Das Handbuch möchte bisher unterbelichtete Bereiche gründlicher akzentuieren. In den verschiedenen Kapiteln wird der große Einfluss der „politischen, geografischen, demografischen und wirtschaftlichen Spezifika der einzelnen Gebiete auf die reformatorische Bewegung aufgezeigt“ (S. 23).

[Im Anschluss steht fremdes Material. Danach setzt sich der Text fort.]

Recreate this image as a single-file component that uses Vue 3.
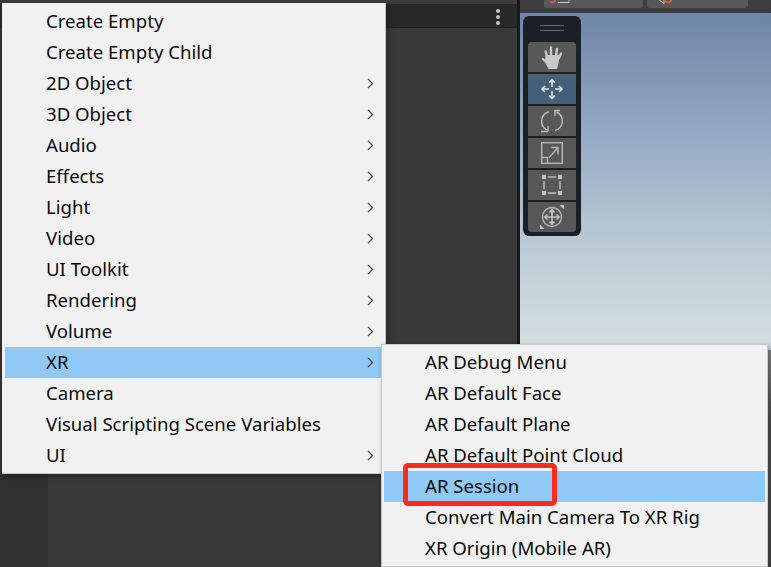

Der erste Teil schildert die Verhältnisse in der Schweizer Eidgenossenschaft vor der Reformation. Der zweite Teil schildert die Reformation detailliert. Emidio Campi beschäftigt sich mit dem Verlauf in Zürich. Dabei wird die Bedeutung von Bullinger herausgestrichen. Er hat vielen Ideen und Konzepten, die unter Zwingli eher Entwurfsstatus innehatten, in den späteren Jahren Gestalt gegeben. Die folgenden Kapitel befassen sich mit den Stadtrepubliken Bern, Basel und Schaffhausen. Die Ausbreitung der Reformation in den ländlichen Gebieten, in Graubünden und den französischsprechenden Bezirken wird ebenfalls beschrieben. Andrea Strübind verantwortet das letzte Kapitel im zweiten Teil, das das Schweizer Täufertum behandelt. „Die täuferischen Gemeinden verstanden sich dezidiert als Kontrastgemeinschaft zur etablierten Kirche und dem gesellschaftlichen Gefüge. Dieses Selbstverständnis in Verbindung mit der gesellschaftlichen Stigmatisierung machte sie zu notorischen religiösen Aussenseitern“ (S. 446). Die Täuferbewegung hat trotzdem eine große Anziehungskraft ausgeübt, da „sie überzeugte und überzeugende Mitglieder hatte, Männer und Frauen, für die nicht ihr leibliches Leben, ihre kirchliche Institution, ihr Stand in der Gesellschaft, wohl aber die Wahrheit ‚untödlich‘ (Balthasar Hubmaier) war“ (S. 446).

Der dritte Teil des Handbuches rückt die Langzeitwirkungen der Reformation auf die Schweizer Gesellschaft in den Fokus. Drei prägende Eigenarten treten hervor: das Verhältnis von geistlicher und weltlicher Gewalt, die Theologie der Sakramente und die hohe Sicht der göttlichen Bünde (Föderaltheologie).

Das Handbuch erschien 2016 in englischer Sprache bei Brill (A Companion to the Swiss Reformation). Dass ein Werk von diesem Format nun auch in deutscher Sprache vorliegt, ist nur zu begrüßen. Es enthält zahlreiche farbige Abbildungen, Literaturverzeichnisse und Register. Es wird das bewährte Standardwerk Die Zwinglische Reformation im Rahmen der europäischen Kirchengeschichte von Gottfried W. Locher aus dem Jahr 1979 ablösen.

Buch

Amy Nelson Burnett u. Emidio Campi (Hg.). Die schweizerische Reformation: Ein Handbuch. Zürich: Theologischer Verlag Zürich, 2017, 740 S. Euro 80,00.